American businessman and entrepreneur

Wilbert Lee "Bill" Gore (January 25, 1912 – July 26, 1986) was an American engineer and scientist, inventor and businessman who co-founded W. L. Gore and Associates with his wife, Genevieve (Vieve).

Trained as a chemical engineer and chemist, his technical interests included polymer engineering, applications of statistical methods to experimentation, and methods of operations research. He held patents in the fields of plastics, fluorocarbons, and electronics. He was also an active outdoorsman.

== Biographical information ==

Born in Meridian, Idaho in 1912, Bill Gore held degrees in chemical engineering (B.S., 1933) and physical chemistry (M.S., 1935) from the University of Utah. His early career included employment at American Smelting and Refining Company, Remington Arms, and the DuPont Company.

In 1957, Gore left a career with DuPont to pursue an idea of his own for making electronic ribbon cable for use in computers that was insulated with polytetrafluoroethylene (PTFE).
Bill and Vieve started their company, W. L. Gore & Associates, in the basement of their Newark, Delaware home in 1958.
One of the key processes involved was suggested by their son, Bob Gore, then a sophomore in college. By 1960, increasing orders for their MULTI-TET ribbon cable, in particular a contract from the Denver Water Company, resulted in the construction of a separate manufacturing facility.

Under Bill Gore's leadership, the company grew from a modest business into an international corporation known best for its waterproof, breathable Gore-Tex fabrics. Today, the company has a broad portfolio of products based on PTFE that include cables for electronic signal transmission, diverse industrial applications, medical implants and laminated fabrics. The company was known for its innovative "lattice" management structure, which Bill Gore is widely credited for developing.

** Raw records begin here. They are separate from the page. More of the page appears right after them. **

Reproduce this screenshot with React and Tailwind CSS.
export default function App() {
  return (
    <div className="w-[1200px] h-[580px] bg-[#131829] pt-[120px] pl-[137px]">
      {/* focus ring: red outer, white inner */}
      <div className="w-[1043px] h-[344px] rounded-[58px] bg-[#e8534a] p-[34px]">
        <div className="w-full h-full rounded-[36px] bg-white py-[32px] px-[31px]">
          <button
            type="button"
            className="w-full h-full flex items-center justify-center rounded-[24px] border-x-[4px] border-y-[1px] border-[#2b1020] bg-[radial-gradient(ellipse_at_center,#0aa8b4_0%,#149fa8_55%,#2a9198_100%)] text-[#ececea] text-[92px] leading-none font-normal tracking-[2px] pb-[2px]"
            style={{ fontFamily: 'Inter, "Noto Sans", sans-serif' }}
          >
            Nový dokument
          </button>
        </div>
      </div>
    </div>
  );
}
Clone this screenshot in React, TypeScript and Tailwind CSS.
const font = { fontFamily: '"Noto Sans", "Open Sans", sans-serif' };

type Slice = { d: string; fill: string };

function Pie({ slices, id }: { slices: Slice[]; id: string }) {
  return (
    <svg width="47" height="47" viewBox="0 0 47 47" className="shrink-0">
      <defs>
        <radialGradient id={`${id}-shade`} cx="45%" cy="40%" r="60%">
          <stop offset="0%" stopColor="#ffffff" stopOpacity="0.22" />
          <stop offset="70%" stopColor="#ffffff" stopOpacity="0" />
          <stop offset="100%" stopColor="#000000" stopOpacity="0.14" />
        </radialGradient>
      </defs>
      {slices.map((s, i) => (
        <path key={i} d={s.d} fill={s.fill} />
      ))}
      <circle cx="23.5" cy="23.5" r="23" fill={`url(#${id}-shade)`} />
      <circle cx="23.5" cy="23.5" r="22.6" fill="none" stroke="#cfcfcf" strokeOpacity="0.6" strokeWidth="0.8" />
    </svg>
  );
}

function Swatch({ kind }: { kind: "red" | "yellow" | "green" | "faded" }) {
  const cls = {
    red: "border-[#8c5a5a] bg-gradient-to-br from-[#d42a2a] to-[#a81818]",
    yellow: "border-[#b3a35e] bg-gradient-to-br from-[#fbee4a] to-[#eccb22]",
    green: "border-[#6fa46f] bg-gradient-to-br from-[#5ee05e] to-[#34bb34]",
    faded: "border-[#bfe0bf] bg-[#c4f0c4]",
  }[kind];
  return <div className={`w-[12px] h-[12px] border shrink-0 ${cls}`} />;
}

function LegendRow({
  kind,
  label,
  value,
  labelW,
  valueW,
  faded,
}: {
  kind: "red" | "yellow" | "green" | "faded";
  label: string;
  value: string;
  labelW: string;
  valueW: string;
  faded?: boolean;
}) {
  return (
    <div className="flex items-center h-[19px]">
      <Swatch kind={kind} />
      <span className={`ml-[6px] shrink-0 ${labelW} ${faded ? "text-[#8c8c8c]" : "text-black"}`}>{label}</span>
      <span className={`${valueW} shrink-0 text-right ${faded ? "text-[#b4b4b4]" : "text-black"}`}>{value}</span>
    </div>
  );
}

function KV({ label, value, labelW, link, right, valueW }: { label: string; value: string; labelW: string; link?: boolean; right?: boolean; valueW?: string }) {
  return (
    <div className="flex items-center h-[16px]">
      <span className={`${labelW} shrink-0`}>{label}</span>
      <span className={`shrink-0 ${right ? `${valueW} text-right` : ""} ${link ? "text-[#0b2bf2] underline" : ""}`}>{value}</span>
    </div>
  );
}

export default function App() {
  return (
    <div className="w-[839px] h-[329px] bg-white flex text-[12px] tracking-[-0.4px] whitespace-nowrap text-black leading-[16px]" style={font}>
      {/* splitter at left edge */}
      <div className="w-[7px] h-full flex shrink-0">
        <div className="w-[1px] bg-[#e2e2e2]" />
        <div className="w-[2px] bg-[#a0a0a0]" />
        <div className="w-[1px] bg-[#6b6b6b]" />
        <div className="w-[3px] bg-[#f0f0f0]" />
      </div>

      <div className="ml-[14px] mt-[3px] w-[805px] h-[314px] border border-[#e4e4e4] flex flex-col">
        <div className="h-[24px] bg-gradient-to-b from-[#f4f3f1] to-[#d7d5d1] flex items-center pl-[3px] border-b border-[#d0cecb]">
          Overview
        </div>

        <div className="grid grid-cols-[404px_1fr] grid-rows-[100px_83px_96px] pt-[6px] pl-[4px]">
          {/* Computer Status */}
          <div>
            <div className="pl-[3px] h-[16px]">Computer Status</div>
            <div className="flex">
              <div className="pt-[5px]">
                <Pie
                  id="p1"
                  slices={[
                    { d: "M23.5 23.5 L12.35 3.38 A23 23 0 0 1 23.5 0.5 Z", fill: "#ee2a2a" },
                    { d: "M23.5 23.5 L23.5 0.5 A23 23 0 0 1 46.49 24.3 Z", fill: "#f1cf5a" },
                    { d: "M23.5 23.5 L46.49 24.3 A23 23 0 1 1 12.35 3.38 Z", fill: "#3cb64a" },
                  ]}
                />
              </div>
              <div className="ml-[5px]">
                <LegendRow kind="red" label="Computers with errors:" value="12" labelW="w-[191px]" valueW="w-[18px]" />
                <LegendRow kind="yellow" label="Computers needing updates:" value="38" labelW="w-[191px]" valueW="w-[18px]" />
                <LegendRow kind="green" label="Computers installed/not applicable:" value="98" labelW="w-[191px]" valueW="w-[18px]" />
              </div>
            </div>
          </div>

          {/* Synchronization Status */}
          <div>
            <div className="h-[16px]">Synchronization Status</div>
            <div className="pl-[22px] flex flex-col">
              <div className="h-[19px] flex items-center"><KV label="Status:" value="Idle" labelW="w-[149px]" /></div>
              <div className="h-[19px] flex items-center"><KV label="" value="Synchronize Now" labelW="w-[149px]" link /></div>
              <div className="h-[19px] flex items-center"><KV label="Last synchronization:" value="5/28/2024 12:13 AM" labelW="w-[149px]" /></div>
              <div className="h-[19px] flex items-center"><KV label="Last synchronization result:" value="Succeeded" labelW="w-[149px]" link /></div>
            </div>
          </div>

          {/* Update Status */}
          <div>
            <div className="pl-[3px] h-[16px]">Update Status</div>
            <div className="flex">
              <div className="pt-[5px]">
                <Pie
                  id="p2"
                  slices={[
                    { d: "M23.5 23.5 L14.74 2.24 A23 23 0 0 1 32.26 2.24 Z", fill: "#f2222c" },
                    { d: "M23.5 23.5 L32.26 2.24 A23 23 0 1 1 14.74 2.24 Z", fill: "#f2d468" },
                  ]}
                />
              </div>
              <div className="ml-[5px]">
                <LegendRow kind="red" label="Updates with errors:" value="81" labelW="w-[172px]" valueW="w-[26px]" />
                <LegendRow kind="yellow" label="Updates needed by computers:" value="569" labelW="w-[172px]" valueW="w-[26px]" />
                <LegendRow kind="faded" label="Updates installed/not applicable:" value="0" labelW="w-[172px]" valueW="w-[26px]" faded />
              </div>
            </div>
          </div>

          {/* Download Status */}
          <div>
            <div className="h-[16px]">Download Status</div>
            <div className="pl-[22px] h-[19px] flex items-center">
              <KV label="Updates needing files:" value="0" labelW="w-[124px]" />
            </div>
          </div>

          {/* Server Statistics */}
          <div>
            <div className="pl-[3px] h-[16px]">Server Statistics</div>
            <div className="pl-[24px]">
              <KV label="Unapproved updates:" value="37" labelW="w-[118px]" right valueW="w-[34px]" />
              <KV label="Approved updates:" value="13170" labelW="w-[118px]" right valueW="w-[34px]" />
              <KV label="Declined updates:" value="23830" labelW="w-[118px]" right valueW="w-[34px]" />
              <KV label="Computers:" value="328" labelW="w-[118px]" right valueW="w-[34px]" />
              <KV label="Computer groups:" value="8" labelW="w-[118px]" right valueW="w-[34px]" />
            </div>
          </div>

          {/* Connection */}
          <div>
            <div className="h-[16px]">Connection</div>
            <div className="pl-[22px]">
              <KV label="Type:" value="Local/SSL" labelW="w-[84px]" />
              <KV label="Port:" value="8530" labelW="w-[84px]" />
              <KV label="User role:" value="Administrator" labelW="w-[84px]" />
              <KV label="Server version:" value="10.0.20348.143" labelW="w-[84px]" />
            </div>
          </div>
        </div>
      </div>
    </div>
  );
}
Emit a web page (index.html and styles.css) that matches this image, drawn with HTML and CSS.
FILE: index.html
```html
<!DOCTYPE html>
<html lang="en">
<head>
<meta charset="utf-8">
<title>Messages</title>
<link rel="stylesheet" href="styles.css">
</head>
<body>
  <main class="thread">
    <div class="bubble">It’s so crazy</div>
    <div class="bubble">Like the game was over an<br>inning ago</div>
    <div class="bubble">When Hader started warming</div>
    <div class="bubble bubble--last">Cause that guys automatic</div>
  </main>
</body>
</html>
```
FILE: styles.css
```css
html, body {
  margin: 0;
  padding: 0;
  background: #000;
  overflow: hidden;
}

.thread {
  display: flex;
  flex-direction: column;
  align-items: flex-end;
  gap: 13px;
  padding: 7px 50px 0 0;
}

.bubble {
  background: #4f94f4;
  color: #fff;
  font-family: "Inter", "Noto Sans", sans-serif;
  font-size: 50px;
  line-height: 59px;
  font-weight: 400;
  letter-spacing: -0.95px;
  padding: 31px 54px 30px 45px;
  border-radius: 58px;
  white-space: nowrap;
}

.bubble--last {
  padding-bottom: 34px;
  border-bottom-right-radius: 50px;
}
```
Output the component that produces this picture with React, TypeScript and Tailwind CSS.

Bill Gore served as president of W. L. Gore & Associates until he stepped down in 1976, in favor of his son, Bob. Bill maintained his position as chairman of the board until his death. He died of a heart attack at the age of 74 in July 1986 while on a backpacking trip in Wyoming's Wind River Range.

== Awards and honors ==
Bill Gore was honored with numerous business, education, and community awards, including a University of Delaware Medal of Distinction (1983) and an honorary doctorate in humanities (1971) from Westminster College. In 1985, Bill Gore received the Prince Philip Award for Polymers in the Service of Mankind, which honored Gore's Medical Products Division. The award is given in recognition of polymers that have provided a significant service for mankind. He was inducted posthumously into the Plastics Hall of Fame in 1990. In 2012, he was named one of The 50 Most Influential Delawareans of the Past 50 Years.

==Personal life==
Bill and his wife had five children, including Robert W. Gore.